WHAT IS EXPECTED =>
Search the data for the word "with" and copy every line where it occurs.
****
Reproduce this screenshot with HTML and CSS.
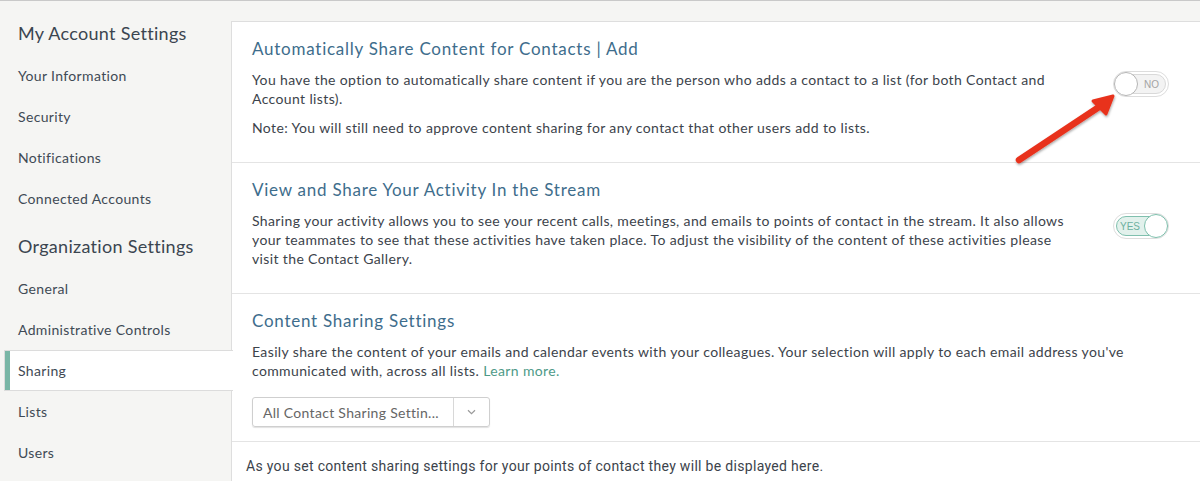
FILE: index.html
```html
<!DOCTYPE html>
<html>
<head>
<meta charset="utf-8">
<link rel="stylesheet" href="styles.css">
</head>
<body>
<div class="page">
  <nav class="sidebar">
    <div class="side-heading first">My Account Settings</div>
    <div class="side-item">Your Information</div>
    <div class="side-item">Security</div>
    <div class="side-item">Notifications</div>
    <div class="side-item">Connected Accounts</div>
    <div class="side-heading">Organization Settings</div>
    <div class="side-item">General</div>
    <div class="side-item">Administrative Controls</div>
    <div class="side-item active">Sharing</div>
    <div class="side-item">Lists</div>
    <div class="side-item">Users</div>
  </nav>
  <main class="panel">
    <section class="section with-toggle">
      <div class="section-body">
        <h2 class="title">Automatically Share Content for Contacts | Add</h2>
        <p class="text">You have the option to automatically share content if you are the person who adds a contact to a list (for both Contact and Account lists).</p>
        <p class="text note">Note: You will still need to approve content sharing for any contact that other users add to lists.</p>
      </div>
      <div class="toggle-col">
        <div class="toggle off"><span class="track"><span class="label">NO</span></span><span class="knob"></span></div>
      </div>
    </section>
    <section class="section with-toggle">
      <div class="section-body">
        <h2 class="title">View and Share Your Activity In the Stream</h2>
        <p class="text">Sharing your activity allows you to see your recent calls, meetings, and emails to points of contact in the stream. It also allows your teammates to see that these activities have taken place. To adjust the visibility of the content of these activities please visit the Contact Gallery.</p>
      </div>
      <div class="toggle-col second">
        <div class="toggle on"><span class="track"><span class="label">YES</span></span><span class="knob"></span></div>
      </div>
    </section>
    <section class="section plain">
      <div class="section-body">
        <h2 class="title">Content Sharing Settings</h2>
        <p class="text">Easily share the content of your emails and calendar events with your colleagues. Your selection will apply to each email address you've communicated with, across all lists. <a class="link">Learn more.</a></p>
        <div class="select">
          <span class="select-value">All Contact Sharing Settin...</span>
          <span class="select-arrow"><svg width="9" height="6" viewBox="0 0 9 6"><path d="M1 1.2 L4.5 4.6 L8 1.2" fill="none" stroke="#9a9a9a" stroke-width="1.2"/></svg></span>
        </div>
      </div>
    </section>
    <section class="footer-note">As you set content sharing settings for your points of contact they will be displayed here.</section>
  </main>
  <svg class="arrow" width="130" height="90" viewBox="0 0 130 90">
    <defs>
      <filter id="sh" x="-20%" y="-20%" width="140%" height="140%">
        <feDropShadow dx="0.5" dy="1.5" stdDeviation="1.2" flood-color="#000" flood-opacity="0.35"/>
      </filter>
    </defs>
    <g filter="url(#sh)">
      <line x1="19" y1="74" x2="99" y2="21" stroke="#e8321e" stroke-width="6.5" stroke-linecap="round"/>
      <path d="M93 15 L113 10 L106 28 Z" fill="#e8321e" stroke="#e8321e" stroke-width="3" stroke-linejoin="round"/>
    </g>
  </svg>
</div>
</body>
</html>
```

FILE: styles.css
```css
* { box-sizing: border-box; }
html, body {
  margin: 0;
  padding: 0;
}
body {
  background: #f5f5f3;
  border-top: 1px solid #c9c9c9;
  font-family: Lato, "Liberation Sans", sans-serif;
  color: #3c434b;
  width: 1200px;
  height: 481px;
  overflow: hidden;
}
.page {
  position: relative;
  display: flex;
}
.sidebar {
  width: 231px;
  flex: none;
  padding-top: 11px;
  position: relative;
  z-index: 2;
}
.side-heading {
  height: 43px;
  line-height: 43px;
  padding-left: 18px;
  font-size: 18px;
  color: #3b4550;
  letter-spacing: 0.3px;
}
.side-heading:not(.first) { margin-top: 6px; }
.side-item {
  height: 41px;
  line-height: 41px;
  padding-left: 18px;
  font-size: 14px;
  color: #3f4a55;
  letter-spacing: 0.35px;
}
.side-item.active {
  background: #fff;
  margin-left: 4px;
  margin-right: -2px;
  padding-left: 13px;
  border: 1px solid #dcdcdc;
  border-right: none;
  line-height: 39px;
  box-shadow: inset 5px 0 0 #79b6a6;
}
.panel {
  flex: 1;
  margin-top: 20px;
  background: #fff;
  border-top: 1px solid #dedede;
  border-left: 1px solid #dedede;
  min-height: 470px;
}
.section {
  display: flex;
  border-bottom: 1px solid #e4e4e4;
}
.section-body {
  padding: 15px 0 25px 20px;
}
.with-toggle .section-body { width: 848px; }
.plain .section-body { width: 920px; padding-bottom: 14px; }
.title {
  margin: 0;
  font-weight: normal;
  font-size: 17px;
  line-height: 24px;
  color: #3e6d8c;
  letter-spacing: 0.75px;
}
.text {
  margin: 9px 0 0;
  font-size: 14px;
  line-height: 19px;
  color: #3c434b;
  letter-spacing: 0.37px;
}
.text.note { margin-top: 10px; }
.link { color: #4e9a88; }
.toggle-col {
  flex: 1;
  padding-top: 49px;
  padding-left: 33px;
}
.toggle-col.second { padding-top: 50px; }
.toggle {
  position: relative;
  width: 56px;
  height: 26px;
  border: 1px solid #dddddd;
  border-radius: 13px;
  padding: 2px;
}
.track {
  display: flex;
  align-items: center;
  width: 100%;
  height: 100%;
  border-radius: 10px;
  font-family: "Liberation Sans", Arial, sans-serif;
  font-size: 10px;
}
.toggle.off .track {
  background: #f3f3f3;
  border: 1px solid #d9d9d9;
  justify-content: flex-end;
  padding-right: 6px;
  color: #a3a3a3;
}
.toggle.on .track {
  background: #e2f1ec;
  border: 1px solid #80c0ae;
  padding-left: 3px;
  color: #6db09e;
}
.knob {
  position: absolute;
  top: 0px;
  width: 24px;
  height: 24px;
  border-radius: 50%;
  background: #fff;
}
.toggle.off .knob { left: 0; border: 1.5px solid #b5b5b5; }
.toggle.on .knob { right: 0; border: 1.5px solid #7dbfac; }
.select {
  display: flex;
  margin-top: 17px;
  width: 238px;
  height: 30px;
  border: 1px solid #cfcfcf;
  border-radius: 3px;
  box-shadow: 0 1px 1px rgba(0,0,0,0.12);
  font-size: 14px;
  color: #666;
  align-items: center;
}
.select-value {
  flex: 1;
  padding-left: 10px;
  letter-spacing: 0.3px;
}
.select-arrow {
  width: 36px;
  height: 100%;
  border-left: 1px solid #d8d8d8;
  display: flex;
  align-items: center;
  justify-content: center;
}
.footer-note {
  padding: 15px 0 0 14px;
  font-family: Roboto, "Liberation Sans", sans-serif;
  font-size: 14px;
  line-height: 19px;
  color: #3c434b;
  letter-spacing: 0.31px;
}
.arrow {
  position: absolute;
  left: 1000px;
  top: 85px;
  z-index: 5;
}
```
****
RESULT OF THE TASK =>
Reproduce this screenshot with HTML and CSS.
    <section class="section with-toggle">
    <section class="section with-toggle">
        <p class="text">Easily share the content of your emails and calendar events with your colleagues. Your selection will apply to each email address you've communicated with, across all lists. <a class="link">Learn more.</a></p>
.with-toggle .section-body { width: 848px; }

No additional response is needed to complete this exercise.